Minutes after my phone conversation with Lowrie, I received a call from his ESGR boss, Fred Fletemeyer, the chairman who spoke with Duarte. Fletemeyer is a businessman, the owner of a contracting outfit in Colorado Springs. He likened ESGR’s role in employee-employer disputes to managing children on an elementary school playground. “Somebody comes to me and says, ‘Somebody did something to me.’ I say, ‘OK, I explain the rules and say you’ve got to work this out.’” Although ESGR’s directive clearly states part of the group’s responsibility is “mediation,” Fletemeyer insisted, “We do not mediate. We give information.” Because the employers ESGR often deals with are corporations with legal counsel, Fletemeyer said, he welcomed Lowrie’s service to ESGR. Chairman Fletemeyer did not see any conflict of interest between Lowrie’s law practice and his ESGR role. Then again, according to Fletemeyer, Lowrie was not a mediator.

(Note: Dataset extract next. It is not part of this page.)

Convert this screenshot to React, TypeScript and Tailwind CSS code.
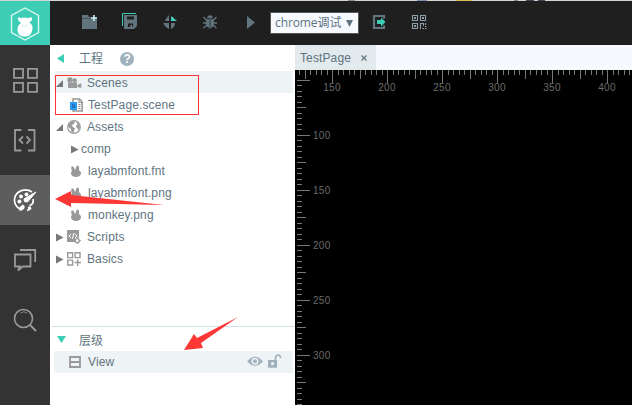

Fletemeyer, too, refused to put me in contact with any of ESGR’s clients. “Sounds to me that it’s not in the best interest of what we do,” he said. “When there has been a misunderstanding, those are taken care of without making a public thing of them.” Citing Lowrie’s conflict of interest, I reiterated that I’d like to talk directly with the military personnel and employers who’ve dealt with Lowrie and the Colorado ESGR. Fletemeyer’s voice was now raised: “I’m not going to give you any information or call anybody for you. Not in my state. Tell you what, I’m giving you the opportunity to be a real hero here and circumvent me. Go to the national office and ask them, maybe they’ll give you the information you want. We’re done here.”

The man in charge of the national committee of ESGR is retired Marine Gen. Bob Hollingsworth. Immediately after Fletemeyer ended our phone call, I called Hollingsworth and was told he was unavailable. Days later, I received a voicemail from a NCESGR spokesperson saying the organization wouldn’t be able to process my request to speak with military claimants and their employers because of privacy issues.